WHAT THIS TASK INVOLVES >>
Transcribe every line exactly. Leave the pictures behind.

PROVIDED MATERIAL >>
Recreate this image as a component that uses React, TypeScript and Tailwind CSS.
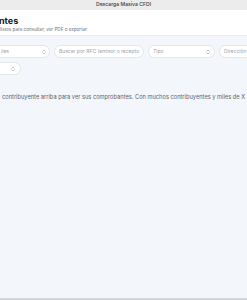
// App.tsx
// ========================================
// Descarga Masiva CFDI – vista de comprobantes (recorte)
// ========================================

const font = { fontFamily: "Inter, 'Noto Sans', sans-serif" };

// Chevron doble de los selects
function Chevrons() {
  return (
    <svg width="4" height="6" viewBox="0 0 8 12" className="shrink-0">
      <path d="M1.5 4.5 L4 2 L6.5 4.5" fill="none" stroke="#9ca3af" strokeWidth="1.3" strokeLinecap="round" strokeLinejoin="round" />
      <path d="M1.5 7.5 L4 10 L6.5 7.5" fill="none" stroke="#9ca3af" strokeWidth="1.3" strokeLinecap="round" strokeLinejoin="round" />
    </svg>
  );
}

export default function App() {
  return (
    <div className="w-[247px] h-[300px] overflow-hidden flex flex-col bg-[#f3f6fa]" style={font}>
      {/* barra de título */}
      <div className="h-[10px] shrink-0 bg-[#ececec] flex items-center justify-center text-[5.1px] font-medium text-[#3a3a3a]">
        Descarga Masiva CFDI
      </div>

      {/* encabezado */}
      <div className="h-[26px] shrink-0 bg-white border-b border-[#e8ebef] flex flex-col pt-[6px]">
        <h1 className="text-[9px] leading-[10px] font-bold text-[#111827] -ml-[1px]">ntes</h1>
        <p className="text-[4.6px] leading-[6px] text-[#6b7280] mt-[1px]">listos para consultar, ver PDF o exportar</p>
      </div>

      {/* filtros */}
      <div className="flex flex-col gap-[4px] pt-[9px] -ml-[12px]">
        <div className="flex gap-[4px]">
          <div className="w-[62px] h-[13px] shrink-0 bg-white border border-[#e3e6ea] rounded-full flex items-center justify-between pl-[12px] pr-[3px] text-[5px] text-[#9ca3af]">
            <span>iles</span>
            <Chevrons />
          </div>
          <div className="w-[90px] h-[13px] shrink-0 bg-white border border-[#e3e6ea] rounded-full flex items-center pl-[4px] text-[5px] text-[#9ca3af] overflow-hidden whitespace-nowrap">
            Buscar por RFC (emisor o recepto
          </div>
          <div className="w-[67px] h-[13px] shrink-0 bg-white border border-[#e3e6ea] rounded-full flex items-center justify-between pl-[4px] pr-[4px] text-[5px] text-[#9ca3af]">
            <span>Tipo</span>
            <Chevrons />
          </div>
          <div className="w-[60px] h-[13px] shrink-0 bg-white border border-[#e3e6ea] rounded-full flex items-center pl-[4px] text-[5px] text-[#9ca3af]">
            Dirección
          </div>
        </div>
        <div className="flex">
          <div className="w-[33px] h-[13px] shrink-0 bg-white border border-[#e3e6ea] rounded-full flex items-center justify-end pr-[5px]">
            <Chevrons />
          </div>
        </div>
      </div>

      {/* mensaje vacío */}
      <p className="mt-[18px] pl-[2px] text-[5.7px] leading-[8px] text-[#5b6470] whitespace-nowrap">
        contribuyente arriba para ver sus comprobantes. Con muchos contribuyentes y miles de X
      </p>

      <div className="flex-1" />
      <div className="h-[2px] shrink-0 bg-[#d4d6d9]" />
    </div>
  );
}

COMPLETED EXERCISE >>
Recreate this image as a component that uses React, TypeScript and Tailwind CSS.
// App.tsx
// ========================================
// Descarga Masiva CFDI – vista de comprobantes (recorte)
// ========================================

const font = { fontFamily: "Inter, 'Noto Sans', sans-serif" };

// Chevron doble de los selects
function Chevrons() {
  return (
    <svg width="4" height="6" viewBox="0 0 8 12" className="shrink-0">
      <path d="M1.5 4.5 L4 2 L6.5 4.5" fill="none" stroke="#9ca3af" strokeWidth="1.3" strokeLinecap="round" strokeLinejoin="round" />
      <path d="M1.5 7.5 L4 10 L6.5 7.5" fill="none" stroke="#9ca3af" strokeWidth="1.3" strokeLinecap="round" strokeLinejoin="round" />
    </svg>
  );
}

export default function App() {
  return (
    <div className="w-[247px] h-[300px] overflow-hidden flex flex-col bg-[#f3f6fa]" style={font}>
      {/* barra de título */}
      <div className="h-[10px] shrink-0 bg-[#ececec] flex items-center justify-center text-[5.1px] font-medium text-[#3a3a3a]">
        Descarga Masiva CFDI
      </div>

      {/* encabezado */}
      <div className="h-[26px] shrink-0 bg-white border-b border-[#e8ebef] flex flex-col pt-[6px]">
        <h1 className="text-[9px] leading-[10px] font-bold text-[#111827] -ml-[1px]">ntes</h1>
        <p className="text-[4.6px] leading-[6px] text-[#6b7280] mt-[1px]">listos para consultar, ver PDF o exportar</p>
      </div>

      {/* filtros */}
      <div className="flex flex-col gap-[4px] pt-[9px] -ml-[12px]">
        <div className="flex gap-[4px]">
          <div className="w-[62px] h-[13px] shrink-0 bg-white border border-[#e3e6ea] rounded-full flex items-center justify-between pl-[12px] pr-[3px] text-[5px] text-[#9ca3af]">
            <span>iles</span>
            <Chevrons />
          </div>
          <div className="w-[90px] h-[13px] shrink-0 bg-white border border-[#e3e6ea] rounded-full flex items-center pl-[4px] text-[5px] text-[#9ca3af] overflow-hidden whitespace-nowrap">
            Buscar por RFC (emisor o recepto
          </div>
          <div className="w-[67px] h-[13px] shrink-0 bg-white border border-[#e3e6ea] rounded-full flex items-center justify-between pl-[4px] pr-[4px] text-[5px] text-[#9ca3af]">
            <span>Tipo</span>
            <Chevrons />
          </div>
          <div className="w-[60px] h-[13px] shrink-0 bg-white border border-[#e3e6ea] rounded-full flex items-center pl-[4px] text-[5px] text-[#9ca3af]">
            Dirección
          </div>
        </div>
        <div className="flex">
          <div className="w-[33px] h-[13px] shrink-0 bg-white border border-[#e3e6ea] rounded-full flex items-center justify-end pr-[5px]">
            <Chevrons />
          </div>
        </div>
      </div>

      {/* mensaje vacío */}
      <p className="mt-[18px] pl-[2px] text-[5.7px] leading-[8px] text-[#5b6470] whitespace-nowrap">
        contribuyente arriba para ver sus comprobantes. Con muchos contribuyentes y miles de X
      </p>

      <div className="flex-1" />
      <div className="h-[2px] shrink-0 bg-[#d4d6d9]" />
    </div>
  );
}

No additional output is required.